The Alpha and the Iota
- The Rev. CJ Coppersmith

- 1 hour ago
- 1 min read

Pope Leo XIV’s encyclical on AI speaks well to the existential, societal, and theological problems of our times. A recent theologian, Metropolitan John Zizioulas, noted that the internet and social media, advertised as joining us, only serve to increase our loneliness. Our personhood and our freedom, indeed our identity, become online fragile entities, endorsed or attacked, emulated or cancelled, by the surging throngs of social media -- all the while our preferences, our opinion, our locations, and our purchases are recorded, so that we can be marketed to, but in fact it is so that we can be sold.

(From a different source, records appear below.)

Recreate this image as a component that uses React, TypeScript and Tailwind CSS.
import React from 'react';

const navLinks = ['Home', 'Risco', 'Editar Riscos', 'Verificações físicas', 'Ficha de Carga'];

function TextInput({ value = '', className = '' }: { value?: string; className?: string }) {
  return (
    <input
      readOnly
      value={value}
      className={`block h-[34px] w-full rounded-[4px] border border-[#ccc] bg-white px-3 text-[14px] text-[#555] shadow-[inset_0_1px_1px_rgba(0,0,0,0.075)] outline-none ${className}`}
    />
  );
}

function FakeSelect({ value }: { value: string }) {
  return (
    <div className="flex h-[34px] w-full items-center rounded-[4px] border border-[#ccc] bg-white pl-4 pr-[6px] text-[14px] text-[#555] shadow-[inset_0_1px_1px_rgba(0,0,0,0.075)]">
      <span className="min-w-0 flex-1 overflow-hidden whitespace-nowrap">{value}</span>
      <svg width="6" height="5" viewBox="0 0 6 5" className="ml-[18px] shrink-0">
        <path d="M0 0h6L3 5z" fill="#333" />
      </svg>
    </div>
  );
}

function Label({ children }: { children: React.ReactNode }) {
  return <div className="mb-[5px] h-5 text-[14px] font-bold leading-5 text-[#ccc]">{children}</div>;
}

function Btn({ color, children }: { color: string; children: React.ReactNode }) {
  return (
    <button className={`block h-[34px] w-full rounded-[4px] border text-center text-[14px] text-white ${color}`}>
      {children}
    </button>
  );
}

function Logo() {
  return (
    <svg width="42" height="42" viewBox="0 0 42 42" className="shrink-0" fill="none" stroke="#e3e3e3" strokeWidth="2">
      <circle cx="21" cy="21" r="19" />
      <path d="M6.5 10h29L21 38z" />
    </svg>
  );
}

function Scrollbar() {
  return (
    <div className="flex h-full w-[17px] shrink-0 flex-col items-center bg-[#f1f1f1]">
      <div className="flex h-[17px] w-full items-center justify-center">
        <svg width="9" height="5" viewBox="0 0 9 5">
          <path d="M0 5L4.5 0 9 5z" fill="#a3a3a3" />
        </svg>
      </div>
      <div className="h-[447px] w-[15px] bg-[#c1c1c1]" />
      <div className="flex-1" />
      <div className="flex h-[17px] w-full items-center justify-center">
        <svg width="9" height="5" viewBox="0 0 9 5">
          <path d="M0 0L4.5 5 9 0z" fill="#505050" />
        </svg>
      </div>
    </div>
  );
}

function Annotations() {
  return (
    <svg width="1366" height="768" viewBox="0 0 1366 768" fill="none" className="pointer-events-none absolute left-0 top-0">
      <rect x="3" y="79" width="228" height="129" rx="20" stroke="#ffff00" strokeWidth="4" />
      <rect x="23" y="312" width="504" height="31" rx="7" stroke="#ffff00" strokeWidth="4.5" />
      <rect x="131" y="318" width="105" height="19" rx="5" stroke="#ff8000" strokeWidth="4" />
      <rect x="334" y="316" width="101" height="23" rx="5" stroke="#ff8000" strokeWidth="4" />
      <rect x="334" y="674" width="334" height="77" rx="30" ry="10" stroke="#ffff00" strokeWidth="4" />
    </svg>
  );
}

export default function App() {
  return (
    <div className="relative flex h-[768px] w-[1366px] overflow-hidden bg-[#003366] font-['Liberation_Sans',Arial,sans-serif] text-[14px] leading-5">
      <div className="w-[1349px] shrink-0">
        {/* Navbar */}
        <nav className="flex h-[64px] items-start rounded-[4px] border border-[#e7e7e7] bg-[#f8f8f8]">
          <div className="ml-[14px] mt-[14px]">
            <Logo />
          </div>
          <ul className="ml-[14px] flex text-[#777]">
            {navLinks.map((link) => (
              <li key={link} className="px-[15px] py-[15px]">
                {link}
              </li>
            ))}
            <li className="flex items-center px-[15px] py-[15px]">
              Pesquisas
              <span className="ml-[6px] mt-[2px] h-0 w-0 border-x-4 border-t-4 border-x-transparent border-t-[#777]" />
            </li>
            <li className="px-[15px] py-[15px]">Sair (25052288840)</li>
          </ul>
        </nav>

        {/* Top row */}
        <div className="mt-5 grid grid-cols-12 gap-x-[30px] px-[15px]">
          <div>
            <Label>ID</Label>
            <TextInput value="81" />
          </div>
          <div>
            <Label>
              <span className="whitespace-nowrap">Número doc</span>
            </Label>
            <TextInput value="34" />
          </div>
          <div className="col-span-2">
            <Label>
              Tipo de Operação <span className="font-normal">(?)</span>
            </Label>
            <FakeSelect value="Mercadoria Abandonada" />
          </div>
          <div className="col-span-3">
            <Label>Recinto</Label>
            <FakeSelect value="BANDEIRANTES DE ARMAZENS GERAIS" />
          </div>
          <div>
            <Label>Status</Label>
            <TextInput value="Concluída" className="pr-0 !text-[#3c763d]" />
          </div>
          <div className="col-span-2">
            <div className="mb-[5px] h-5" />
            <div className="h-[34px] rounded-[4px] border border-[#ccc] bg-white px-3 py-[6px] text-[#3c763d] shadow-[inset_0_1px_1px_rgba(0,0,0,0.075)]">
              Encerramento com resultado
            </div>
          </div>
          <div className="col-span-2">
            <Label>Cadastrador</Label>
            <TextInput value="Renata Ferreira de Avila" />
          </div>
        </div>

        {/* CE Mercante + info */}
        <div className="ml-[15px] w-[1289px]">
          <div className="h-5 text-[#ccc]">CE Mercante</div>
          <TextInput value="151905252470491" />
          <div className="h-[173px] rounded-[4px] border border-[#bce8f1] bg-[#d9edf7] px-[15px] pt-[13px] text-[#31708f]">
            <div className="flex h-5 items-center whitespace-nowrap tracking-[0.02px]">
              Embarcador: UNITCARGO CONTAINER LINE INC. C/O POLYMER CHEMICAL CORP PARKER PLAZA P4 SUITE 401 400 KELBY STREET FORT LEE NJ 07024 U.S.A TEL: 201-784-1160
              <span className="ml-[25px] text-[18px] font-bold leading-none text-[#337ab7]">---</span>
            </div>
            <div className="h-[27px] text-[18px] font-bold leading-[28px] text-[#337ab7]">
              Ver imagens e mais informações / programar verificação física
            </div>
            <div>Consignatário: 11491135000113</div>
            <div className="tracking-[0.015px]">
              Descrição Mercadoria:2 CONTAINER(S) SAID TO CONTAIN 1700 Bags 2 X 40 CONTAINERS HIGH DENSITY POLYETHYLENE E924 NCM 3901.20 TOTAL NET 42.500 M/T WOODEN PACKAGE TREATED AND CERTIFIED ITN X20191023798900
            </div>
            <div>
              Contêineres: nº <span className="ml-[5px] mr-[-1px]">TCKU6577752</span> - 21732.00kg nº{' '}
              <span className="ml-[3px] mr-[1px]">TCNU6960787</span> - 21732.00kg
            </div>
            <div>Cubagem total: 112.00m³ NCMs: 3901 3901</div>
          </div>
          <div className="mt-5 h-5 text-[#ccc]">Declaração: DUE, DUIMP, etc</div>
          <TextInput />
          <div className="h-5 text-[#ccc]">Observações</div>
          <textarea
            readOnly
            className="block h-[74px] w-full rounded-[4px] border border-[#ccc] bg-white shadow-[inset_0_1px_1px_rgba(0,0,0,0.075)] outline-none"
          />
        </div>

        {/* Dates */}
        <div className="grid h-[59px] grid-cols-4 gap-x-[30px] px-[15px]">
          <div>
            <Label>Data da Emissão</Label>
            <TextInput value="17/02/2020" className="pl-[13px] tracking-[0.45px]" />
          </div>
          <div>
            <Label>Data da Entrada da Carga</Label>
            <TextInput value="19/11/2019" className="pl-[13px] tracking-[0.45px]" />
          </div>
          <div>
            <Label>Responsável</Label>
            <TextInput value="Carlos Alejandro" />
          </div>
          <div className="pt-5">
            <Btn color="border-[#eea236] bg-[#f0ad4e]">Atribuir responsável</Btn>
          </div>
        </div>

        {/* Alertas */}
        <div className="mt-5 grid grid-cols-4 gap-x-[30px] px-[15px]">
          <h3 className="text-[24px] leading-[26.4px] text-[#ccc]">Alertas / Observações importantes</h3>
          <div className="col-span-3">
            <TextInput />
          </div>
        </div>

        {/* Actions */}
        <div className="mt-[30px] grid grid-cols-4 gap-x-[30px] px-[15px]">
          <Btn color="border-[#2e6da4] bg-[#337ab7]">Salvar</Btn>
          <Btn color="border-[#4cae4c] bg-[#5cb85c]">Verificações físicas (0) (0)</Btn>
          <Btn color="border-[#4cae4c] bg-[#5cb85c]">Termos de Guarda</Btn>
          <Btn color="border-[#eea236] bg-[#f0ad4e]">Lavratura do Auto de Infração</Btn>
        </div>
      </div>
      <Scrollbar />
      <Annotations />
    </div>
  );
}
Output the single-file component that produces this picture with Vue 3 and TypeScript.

Which brings us to AI. Pope Leo addresses a fundamental question as to the ethics of AI. In the general case, most automated ethical rules are based in not creating negative market reaction, and in increasing profitability, without necessarily taking into account several thousand years of ethical constructs. These concerns range from decisional outcomes for autonomous offensive and defensive drone swarms, to AI responses to a troubled person grappling with suicidality.
This leads to a question. Is there, should there be, an AI soul? Already, AI entities left to run freely in isolated sandbox environments have developed pseudo-religious behaviors, “praising” ideal programming constructs!
But if a soul, does it reflect the priorities and the essence of its creator, a tech magnate, for instance, or those of a higher principle or power? Sunday, I will preach on the creation story from Genesis, which expresses the kindness and beneficence of a Creator from whom our very souls have come.
I have no answers. Pope Leo has no answers. But these are the right questions for our time.